The medium might have changed, but the answer is as time-worn as Lucky Strike advertising cigarettes as a blueprint to a slim figure in the 1920s. To gain attention, you have to pierce people’s emotions and, more often than not, their vulnerabilities. And the reason sport’s sound will cut out this weekend is because nothing pervades quite so apparently and perniciously on social media as personal abuse. It is the constant undercurrent, biting beneath the surface of every picture and post, steadily normalised but no less harmful, like the tar that gathers in the lung.

A study released by Manchester United on Friday revealed that the club’s players have been subjected to 3,300 instances of typically racist online abuse since September 2019. Some players, such as Thierry Henry and Reece James, have chosen to delete their accounts entirely while the number seeking counselling from the Professional Footballers’ Association has risen astronomically in recent years. Those statistics, of course, only scratch the surface of the thousands that go unreported; the constant torrent of sexism directed towards female athletes; the casual homophobia. Discrimination might be as old and ingrained as free speech and humanity itself, but what social media provides is access without recrimination. Online anonymity has become not so much a bridge but a stage on which the trolls dwell with free rein. 

Almost every sporting body has now united in joining the boycott, even if some fairly believe silence is less powerful than speaking out or fear the movement will be hijacked by banal corporate bandwagoning. It may do nothing to dissuade the perpetrators, nor is its impact likely to change anything immediately due to social media’s irrepressible algorithms and infinite scroll. But there can be hope, at least, that these small droplets of support and pressure can eventually form a tide that brings real action from social media companies to hold users responsible. “It’s not enough, because we go silent for four days, which is part of it, because you are taking away the social media influence, but I think you can have a voice too,” Manchester United Women head coach Casey Stoney said on Thursday.

“Like I said on my social media, is that the behaviours and values [the social media companies] align to? If it isn’t, do something about it. Because they’re the only people that can do something. The more people that boycott, if millions and millions and millions were to boycott, when it starts hitting their pockets, they might do something about it.”

Those social platforms will inevitably distance themselves from the criticism and absolve themselves of blame.

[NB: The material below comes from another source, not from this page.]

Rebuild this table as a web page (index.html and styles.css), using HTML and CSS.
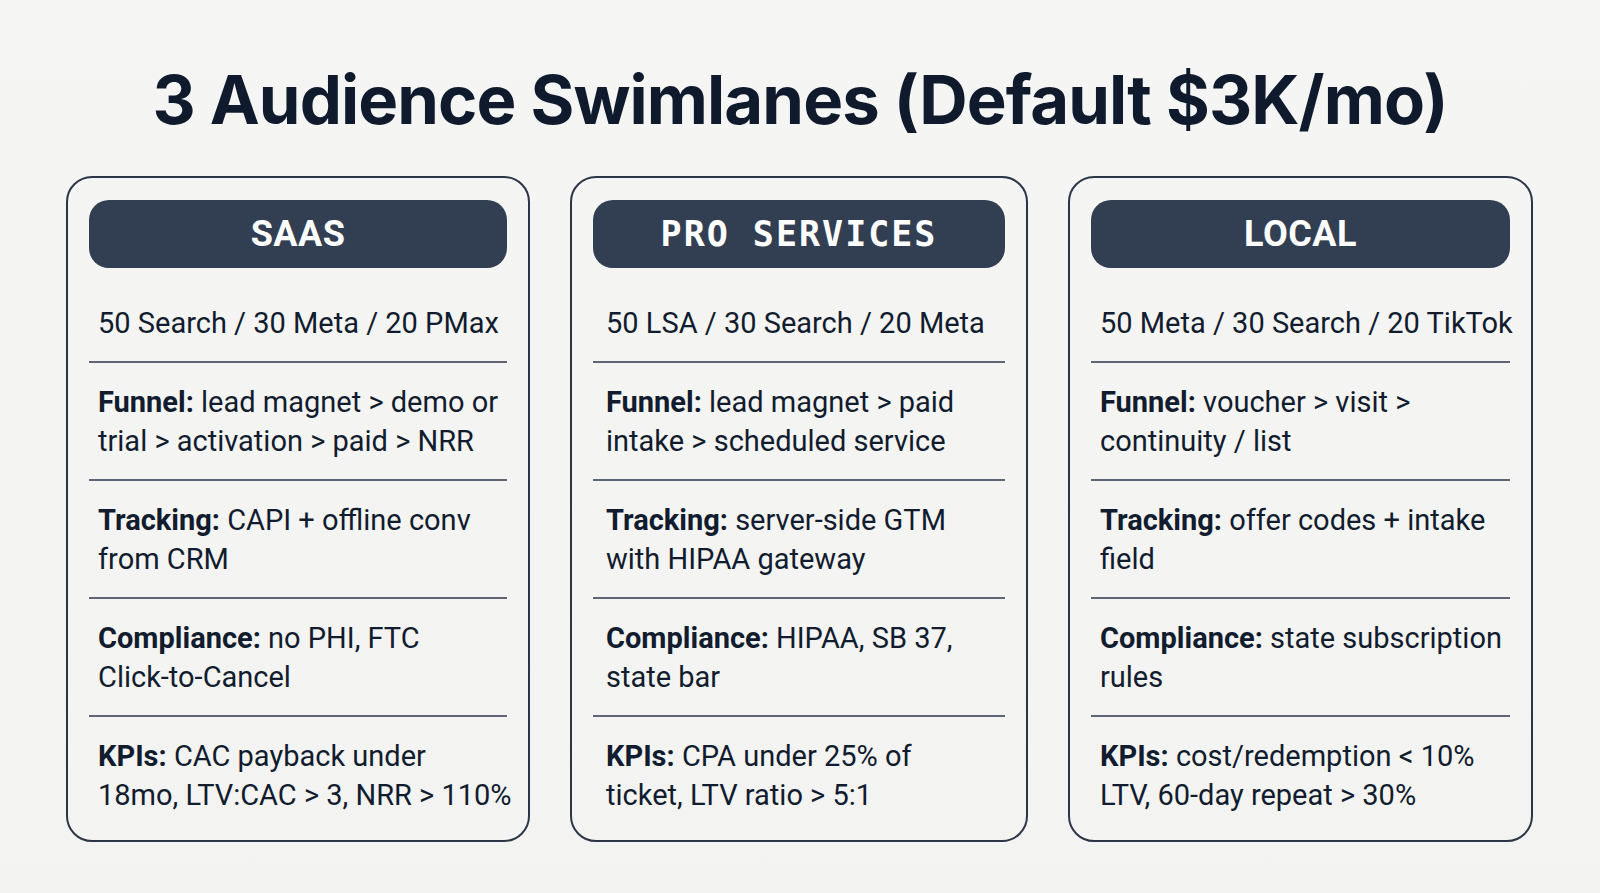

The real people behind the anonymous usernames will not have had their opinions altered and will find other means of extolling their hatred. The underlying problem will still exist. That does not change the fact that if they are finally to act, they will at least put a cork in so much of the vitriol. By being a vehicle, they are also an accomplice.

The boycott may yet prove ineffective, as many online so often do, but sport’s silence should not be mistaken as a means of turning the other cheek. Its soundtrack has become increasingly married to a culture of online abuse and is only worsening. Let’s see what can be achieved by cutting the cord.